Thursday, October 9, 2008

Dora de Pédery-Hunt, 1913-2008

I spent last Thursday, Friday and Saturday in Montreal at the inaugural meeting of the Canadian Women Artists History Initiative (CWAHI), where something startling, puzzling and disappointing happened.

CWAHI, based in the Art History Department at Concordia University, is a project aimed at bringing scholars together to promote research about Canadian women artists — those born before 1925 and who did most of their work before 1967 and who were overlooked in survey texts and courses on Canadian art history, and who have been neglected by galleries and other institutions and consequently rarely known to the general public.

On the last day of the meeting, I read the Globe and Mail during the lunch break, and saw an obit for Dora de Pédery-Hunt. She died on 30 September at the age of 94. She had been a major Canadian sculptor who produced medals primarily (although not exclusively). You may not have heard her name, but you've seen her work — she sculpted the image of the Queen that appears on Canadian coins minted between 1990 and 2003.

I returned to the final conference session early to mention Dora's death to one of the organizers. Her response threw me: "I'm not going to announce her death," she told me. "It's all I can do to get through this conference." She was clearly stressed, and anxious for the conference to go off without a hitch, which, as far as I could tell, it had done.

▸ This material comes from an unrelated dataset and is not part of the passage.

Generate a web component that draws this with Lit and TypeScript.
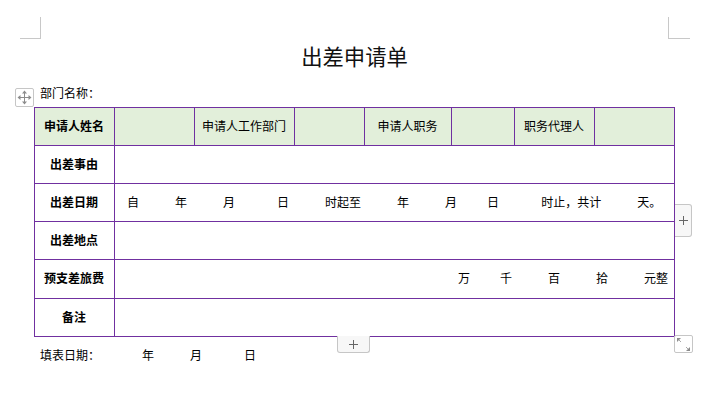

But how distracting or disruptive is a simple mention of the death of a leading Canadian artist — and at a conference devoted to the study of Canada's women artists? The mind reels. As I walked away, the organizer allowed as how "that's the kind of information we (CWAHI) need to keep track of."

That's Dora in the picture above in March 2003 when she was presented with the J. Sanford Saltus Award for Signal Achievement in the Art of the Medal by the American Numismatic Society (ANS). (She is flanked by Stephen Scher on the left, who endowed a lecture that is presented every year in conjunction with the Saltus Award presentation, and Robert Wilson Hoge on the right, the ANS's Curator of North American Coins and Currency.)

The Saltus Award citation called Dora "one of the foremost, and most prolific, medallic sculptors of the 20th and now of the 21st centuries," "a premier artist of Canada" and "Canada's grande dame of medallic sculpture."

I met Dora only once, about 18 months ago. I included some of her work on Ryerson University's Kerr Hall in Faces on Places, my book on architectural sculpture in Toronto. (See picture below.)

She had heard about the book and asked to see it. I brought her a copy, and was then treated to a tour of her very cramped apartment in downtown Toronto. It was so full of photographs, sculptures in progress and completed work, that it was necessary to walk sideways. Her niece told me that Dora seemed to have projects planned for the next 20 years when she died.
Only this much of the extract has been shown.